My anxiety to engage in the savannah kite fighting sessions welled-up inside me and on a breezy Saturday afternoon the well head broke. I grabbed my bag, my kite, walked down to the taxi cab junction, and boarded a taxi en route to Port of Spain. I was dropped off by the Savannah and there before me, with my back towards Jerningham Avenue, were scores of boys flying their kites in the skies over Trinidad.
I quickly sprinted on the grass and found an adequate space in between two boys who were in the mid teens and looked like they had a good four years on me. I placed my kite on the ground and stepped back about 25 meters as I unraveled my string. I was ready. I tugged on the string and with that my red kite was up in the air rising steadily through the blustery wind.
It ascended with the boldness of a Kudu bull standing its ground to the lions on the Serengeti. I turned it left and right so my opponents could not help but notice my kite’s shimmering razor blade laced tail that forecasted doom to any string that ventured in its path. I was ready for battle.
Each boy on either side of me started moving closer. They had sensed I was ready to engage my kite with theirs. However, I had my kite to low in the sky and had to quickly climb to their height or risk being cut but the tail of their kites.
I quickly released string. I allowed the string to slide through my thumb and index finger as fast as possible. The scotch tape I had placed on both fingers definitely saved my fingers from the coarseness of the string. The wind was in my favor as a gust quickly rose off the plains of the Savannah and swept my kite higher and higher. In continued to release and pull release and pull to draw my kite higher. The kite tugged on my string to let her fly like a thoroughbred yearning to run.
I gleaned from my periphery that the boy on my left was inching closer to make a move on my kite. His green kite was now positioned slightly below my kite and at the 7 o’clock position. I had noticed that he was positioning himself to go for the string cut.
At an instance, I conducted a move that I had practiced many times before. I pulled my string straight across my body to my left, then pulled it straight down to my lower left and then back up to my right. My kite veered left and rose. Then it dropped quickly - nose driving as its lethal tail tried to catch up. The kite then jerked a hard right cutting across the blue sky its tail making a swooping trail. As it made the quick turn to go right its tail swept across the string of the kite on my left and cut it in an instant.

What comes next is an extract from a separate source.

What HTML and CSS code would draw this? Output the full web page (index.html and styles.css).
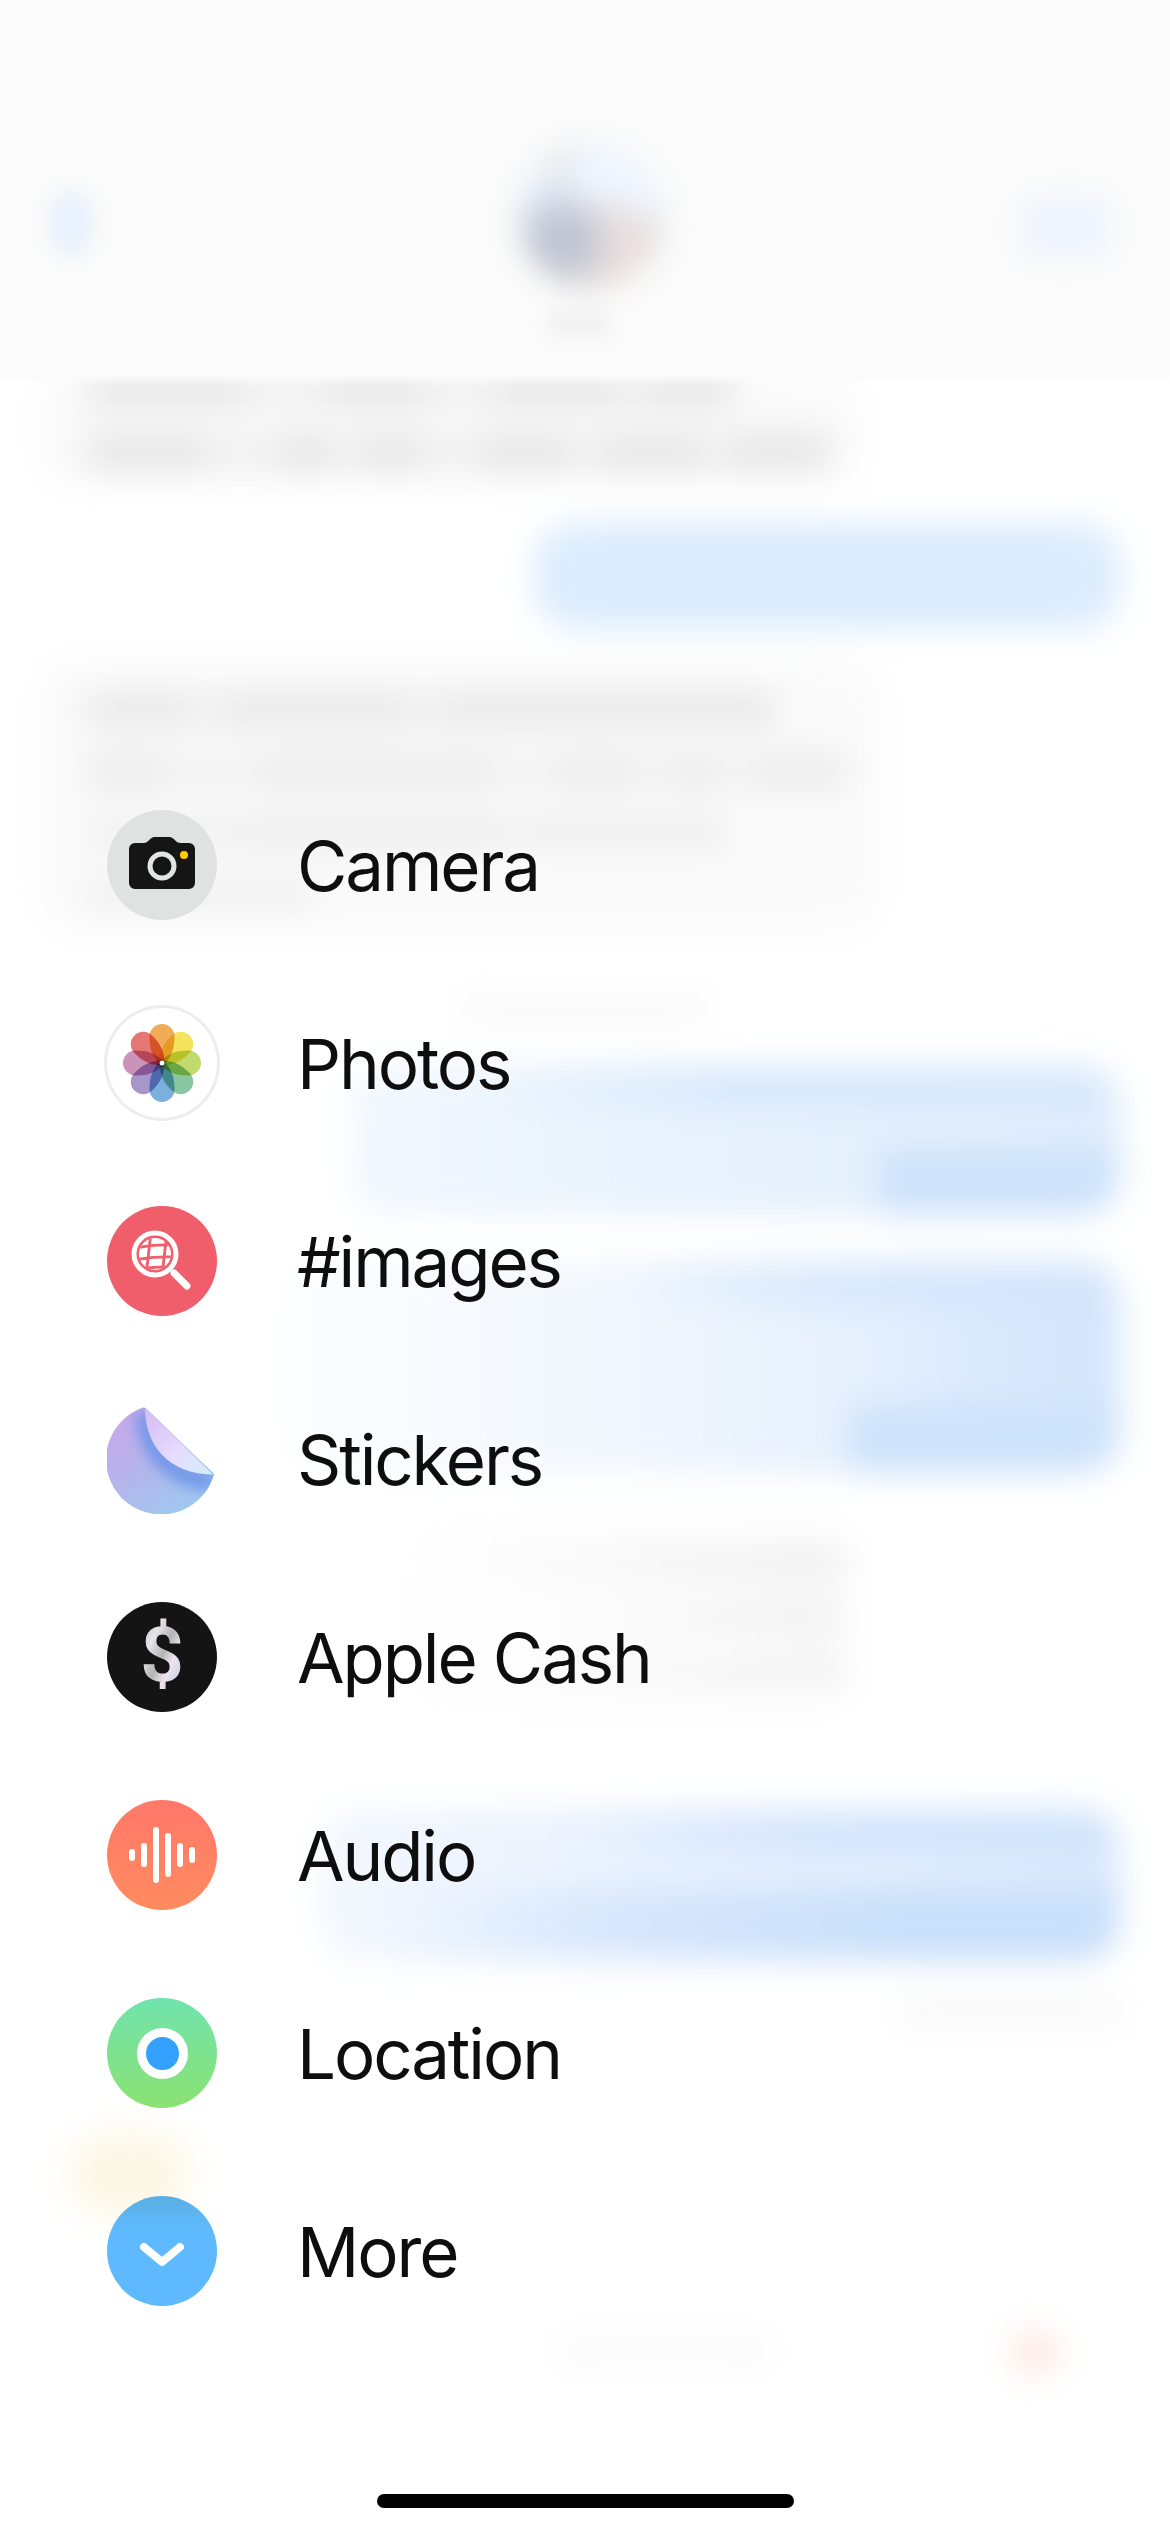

It was a beautiful move that provided the anticipated result. The string the boy on my right was holding went limp as the rest of it meandered slowly to the ground. His eyes followed his kite as it drifted father away dancing drunkenly in the wind. After a few seconds of realizing what had happened, he ran after his kite hoping to get there in time before another boy snatched it.
A smile rose across my face and as I looked at the other boy to my right, he had already started moving away from me. I was the alpha male in this patch of Savannah.
Other boys had witnessed the occurrence and saw me as a worthy opponent. Not that I was asking for other challengers. I was quite comfortable ruling my 50 meters of land. But others came. I was challenged a few times on that day and won until a boy with an orange kite entered the arena. His kite was twice the size of mine and it was fast. It also did moves I had never seen before. It was like looking at a prima ballerina floating in air. The kite’s tail moved like a serpent trying to hypnotize its prey before pouncing for the kill. For the first time that day, I was nervous.
The battle we would have that day would be one in a series of epic battles our two kites would have. Little did I know that our kites would become mortal enemies in the sky but on the ground the boy and I would become best friends.